Collected material:
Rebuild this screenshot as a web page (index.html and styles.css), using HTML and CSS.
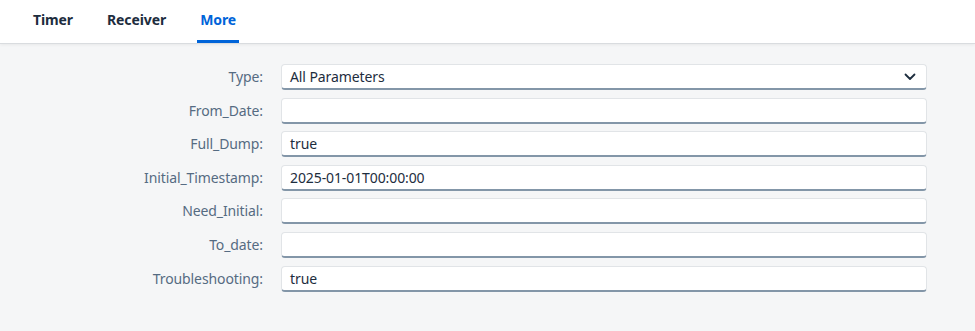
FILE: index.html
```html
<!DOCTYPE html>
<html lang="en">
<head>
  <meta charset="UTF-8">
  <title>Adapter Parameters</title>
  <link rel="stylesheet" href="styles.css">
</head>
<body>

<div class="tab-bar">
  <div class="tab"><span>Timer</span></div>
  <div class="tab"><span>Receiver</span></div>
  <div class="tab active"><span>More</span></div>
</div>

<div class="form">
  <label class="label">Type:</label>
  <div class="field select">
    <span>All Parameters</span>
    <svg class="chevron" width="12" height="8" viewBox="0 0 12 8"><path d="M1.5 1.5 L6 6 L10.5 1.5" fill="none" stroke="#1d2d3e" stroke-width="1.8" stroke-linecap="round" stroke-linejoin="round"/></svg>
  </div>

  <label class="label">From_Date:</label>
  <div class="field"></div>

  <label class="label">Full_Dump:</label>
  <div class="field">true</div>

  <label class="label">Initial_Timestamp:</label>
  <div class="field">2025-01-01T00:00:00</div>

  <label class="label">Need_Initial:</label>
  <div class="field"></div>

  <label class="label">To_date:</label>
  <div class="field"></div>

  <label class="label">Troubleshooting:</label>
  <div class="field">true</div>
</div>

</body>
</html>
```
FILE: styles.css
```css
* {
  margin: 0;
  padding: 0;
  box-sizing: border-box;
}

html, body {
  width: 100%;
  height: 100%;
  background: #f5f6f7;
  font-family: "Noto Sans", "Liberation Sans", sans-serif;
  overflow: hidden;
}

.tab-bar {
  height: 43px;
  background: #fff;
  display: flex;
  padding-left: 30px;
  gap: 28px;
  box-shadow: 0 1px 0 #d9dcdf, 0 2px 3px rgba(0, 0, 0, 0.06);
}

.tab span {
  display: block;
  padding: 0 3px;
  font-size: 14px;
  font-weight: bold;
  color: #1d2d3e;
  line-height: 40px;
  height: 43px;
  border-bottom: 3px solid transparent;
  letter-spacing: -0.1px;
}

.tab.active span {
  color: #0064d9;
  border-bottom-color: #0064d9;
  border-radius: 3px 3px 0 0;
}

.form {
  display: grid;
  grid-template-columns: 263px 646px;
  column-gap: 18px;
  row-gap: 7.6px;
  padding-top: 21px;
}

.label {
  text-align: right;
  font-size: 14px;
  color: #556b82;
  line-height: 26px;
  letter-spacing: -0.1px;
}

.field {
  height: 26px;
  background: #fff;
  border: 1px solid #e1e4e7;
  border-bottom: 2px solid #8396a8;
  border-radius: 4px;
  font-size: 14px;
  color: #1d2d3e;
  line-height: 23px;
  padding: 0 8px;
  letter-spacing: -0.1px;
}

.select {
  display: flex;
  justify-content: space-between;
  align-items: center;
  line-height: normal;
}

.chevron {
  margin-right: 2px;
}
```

Required work: Transcribe the whole listing, character for character, but not its images.

Completed task:
Rebuild this screenshot as a web page (index.html and styles.css), using HTML and CSS.
FILE: index.html
```html
<!DOCTYPE html>
<html lang="en">
<head>
  <meta charset="UTF-8">
  <title>Adapter Parameters</title>
  <link rel="stylesheet" href="styles.css">
</head>
<body>

<div class="tab-bar">
  <div class="tab"><span>Timer</span></div>
  <div class="tab"><span>Receiver</span></div>
  <div class="tab active"><span>More</span></div>
</div>

<div class="form">
  <label class="label">Type:</label>
  <div class="field select">
    <span>All Parameters</span>
    <svg class="chevron" width="12" height="8" viewBox="0 0 12 8"><path d="M1.5 1.5 L6 6 L10.5 1.5" fill="none" stroke="#1d2d3e" stroke-width="1.8" stroke-linecap="round" stroke-linejoin="round"/></svg>
  </div>

  <label class="label">From_Date:</label>
  <div class="field"></div>

  <label class="label">Full_Dump:</label>
  <div class="field">true</div>

  <label class="label">Initial_Timestamp:</label>
  <div class="field">2025-01-01T00:00:00</div>

  <label class="label">Need_Initial:</label>
  <div class="field"></div>

  <label class="label">To_date:</label>
  <div class="field"></div>

  <label class="label">Troubleshooting:</label>
  <div class="field">true</div>
</div>

</body>
</html>
```
FILE: styles.css
```css
* {
  margin: 0;
  padding: 0;
  box-sizing: border-box;
}

html, body {
  width: 100%;
  height: 100%;
  background: #f5f6f7;
  font-family: "Noto Sans", "Liberation Sans", sans-serif;
  overflow: hidden;
}

.tab-bar {
  height: 43px;
  background: #fff;
  display: flex;
  padding-left: 30px;
  gap: 28px;
  box-shadow: 0 1px 0 #d9dcdf, 0 2px 3px rgba(0, 0, 0, 0.06);
}

.tab span {
  display: block;
  padding: 0 3px;
  font-size: 14px;
  font-weight: bold;
  color: #1d2d3e;
  line-height: 40px;
  height: 43px;
  border-bottom: 3px solid transparent;
  letter-spacing: -0.1px;
}

.tab.active span {
  color: #0064d9;
  border-bottom-color: #0064d9;
  border-radius: 3px 3px 0 0;
}

.form {
  display: grid;
  grid-template-columns: 263px 646px;
  column-gap: 18px;
  row-gap: 7.6px;
  padding-top: 21px;
}

.label {
  text-align: right;
  font-size: 14px;
  color: #556b82;
  line-height: 26px;
  letter-spacing: -0.1px;
}

.field {
  height: 26px;
  background: #fff;
  border: 1px solid #e1e4e7;
  border-bottom: 2px solid #8396a8;
  border-radius: 4px;
  font-size: 14px;
  color: #1d2d3e;
  line-height: 23px;
  padding: 0 8px;
  letter-spacing: -0.1px;
}

.select {
  display: flex;
  justify-content: space-between;
  align-items: center;
  line-height: normal;
}

.chevron {
  margin-right: 2px;
}
```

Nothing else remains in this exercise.